The temporalis is a muscle located in the skull that extends from the temporal fossa to the coronoid process of the jawbone, or mandible. The role of the temporalis muscle is to lift the mandible and allow the jaws to close. The temporalis is also commonly referred to as the temporal muscle.
Covering the temporalis is the temporal fascia, also known as the temporal aponeurosis. Fascia consists of a layer of fibrous tissue used to protect various areas of the body. It can also be used to bind organs or other body parts together. Fascia also separates various body organs or parts in some instances.
As the name of the muscle would suggest, the temporalis is located in the temple area of the head. This is the region on the sides of the head and behind the eyes. Just below the temple lies both the temporal and sphenoid bones. When the jaw muscles are clenched together or unclenched, the temporalis can often be seen and felt as it moves.

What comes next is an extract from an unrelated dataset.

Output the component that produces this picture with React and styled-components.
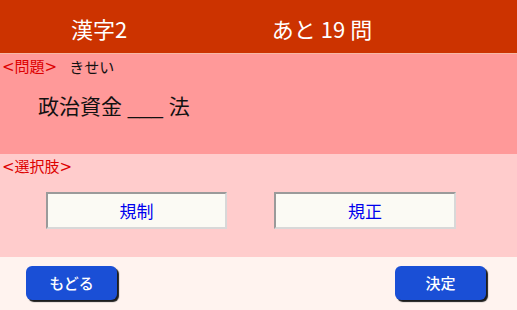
import React from 'react';
import styled, { createGlobalStyle } from 'styled-components';

const GlobalStyle = createGlobalStyle`
  html, body {
    margin: 0;
    padding: 0;
    width: 517px;
    height: 310px;
    overflow: hidden;
  }
  body {
    font-family: "Noto Sans CJK JP", "Noto Sans", sans-serif;
  }
`;

const Screen = styled.div`
  width: 517px;
  height: 310px;
  display: flex;
  flex-direction: column;
  background: #fff3ef;
`;

const Header = styled.header`
  height: 53px;
  flex: none;
  display: grid;
  grid-template-columns: 198px 248px;
  align-items: center;
  background: #cc3300;
  border-bottom: 1px solid #f6b8a6;
  color: #fff;
  font-size: 22px;
  line-height: 1;
`;

const HeaderText = styled.div`
  text-align: center;
  padding-top: 2px;
`;

const Section = styled.section`
  flex: none;
  height: ${p => p.$h}px;
  background: ${p => p.$bg};
  display: flex;
  flex-direction: column;
`;

const LabelRow = styled.div`
  display: flex;
  align-items: center;
  gap: 12px;
  padding: 3px 0 0 2px;
  height: 20px;
  font-size: 15px;
  line-height: 20px;
`;

const Label = styled.span`
  color: #dd0000;
  font-family: "DejaVu Sans", "Noto Sans CJK JP", sans-serif;
`;

const Reading = styled.span`
  color: #111;
`;

const Question = styled.div`
  padding: 15px 0 0 38px;
  font-family: "Liberation Sans", "Noto Sans CJK JP", sans-serif;
  font-size: 21px;
  line-height: 30px;
  color: #111;
  white-space: pre;
`;

const Choices = styled.div`
  display: grid;
  grid-template-columns: 181px 182px;
  gap: 47px;
  padding: 15px 0 0 46px;
`;

const ChoiceBox = styled.button`
  height: 37px;
  box-sizing: border-box;
  margin: 0;
  padding: 0;
  background: #fbfaf4;
  border-style: solid;
  border-width: 2px;
  border-color: #9a9a9a #d8d8d8 #d8d8d8 #9a9a9a;
  color: #0000ee;
  font-family: inherit;
  font-size: 17px;
  line-height: 1;
`;

const Footer = styled.footer`
  flex: 1;
  display: flex;
  align-items: center;
  justify-content: space-between;
  padding: 0 31px 0 26px;
`;

const ActionButton = styled.button`
  width: 91px;
  height: 34px;
  margin: 0 0 2px 0;
  border: none;
  border-radius: 6px;
  background: #1a4fd6;
  box-shadow: 2px 2px 1px #1c1c1c;
  color: #fff;
  font-family: inherit;
  font-size: 15px;
  font-weight: 500;
  line-height: 1;
`;

export default function App() {
  return (
    <>
      <GlobalStyle />
      <Screen>
        <Header>
          <HeaderText>漢字2</HeaderText>
          <HeaderText>あと 19 問</HeaderText>
        </Header>
        <Section $h={100} $bg="#ff9999">
          <LabelRow>
            <Label>&lt;問題&gt;</Label>
            <Reading>きせい</Reading>
          </LabelRow>
          <Question>政治資金 ___ 法</Question>
        </Section>
        <Section $h={103} $bg="#ffcccc">
          <LabelRow>
            <Label>&lt;選択肢&gt;</Label>
          </LabelRow>
          <Choices>
            <ChoiceBox>規制</ChoiceBox>
            <ChoiceBox>規正</ChoiceBox>
          </Choices>
        </Section>
        <Footer>
          <ActionButton>もどる</ActionButton>
          <ActionButton>決定</ActionButton>
        </Footer>
      </Screen>
    </>
  );
}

The trigeminal nerve is responsible for providing the nerve supply to the temporalis muscle. This nerve is also known as the cranial nerve. One of the primary functions of the trigeminal nerve is to allow sensation, or feeling, in the facial area of the body. Some motor functions are affected by this nerve as well.
The temporalis has been labeled as one of the muscles of mastication. This means that this muscle plays an active role in the process of chewing. The opening and closing of the mandible, or jawbone, is the responsibility of the temporal muscle.
There are a few medical issues that can affect the temporal area of the head, including the temporalis. For instance, this muscle is often responsible for the development of migraine headaches. The habits of grinding or clenching of the teeth can also lead to pain in the temples.
Trigeminal neuralgia is another health concern affecting this area of the body. Since the trigeminal nerve is connected to the temporalis, the pain of this condition can often be misdiagnosed. It is important to remember that the trigeminal nerve is responsible for almost all facial sensations.
Treatments for pain in or around the temporal muscles should always be evaluated by a medical professional. In most cases, the diagnosis is not serious. In fact, many cases can be treated with over-the-counter pain medications. Other treatment options, leading up to and including surgery, may be indicated in extreme cases of pain, depending upon the exact source of the pain.